Friday, August 1, 2014

Dodging a Solar Bullet

In just the last 20 or so years, we've become so technology-dependent that it's hard to imagine life without WiFi hot spots, GPS and smartphones that shape and inform our every action and interaction. What would happen if someone pulled the plug?

In July 2012, we almost got a chance to find out. A massive coronal ejection surged up from the surface of the sun, shooting a pulse of plasma straight into earth's path. Luckily, it was an indirect hit, because it would have knocked our entire satellite grid out of commission for months or years and fried every transformer on that side of the earth. In a world where people can't disengage from their phones long enough to eat dinner or drive to the corner, it would have been the equivalent of an electronics nuclear winter. 
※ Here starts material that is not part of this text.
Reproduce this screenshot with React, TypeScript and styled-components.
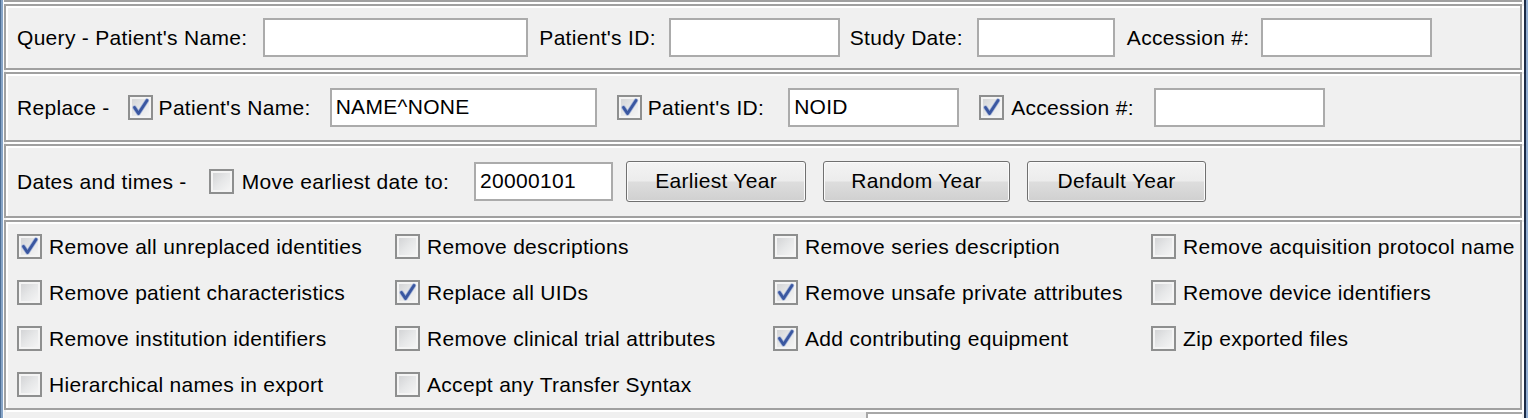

We only have to look to the Carrington Event, a solar storm in 1859 that may not even have been as strong, to see how close we came to disaster. Throughout North America and Europe telegraphs, the nascent telecommunications system of the day, failed spectacularly, in some cases giving operators severe electric shocks and throwing sparks from pylons. Aurorae lit skies the world over to such an extent that gold miners in the Rockies, believing it was dawn, started making breakfast in the middle of the night. People in the northeastern U.S. were said to read newspapers by the Northern Lights, which dropped as far south as Hawaii and Cuba. Our atmosphere was so charged that even telegraphs that were unplugged from their power source continued to send and receive messages.

It's hard to even imagine the chaos and disruption an event of this magnitude inflict on our modern world. But why am I a little disappointed that it didn't actually happen?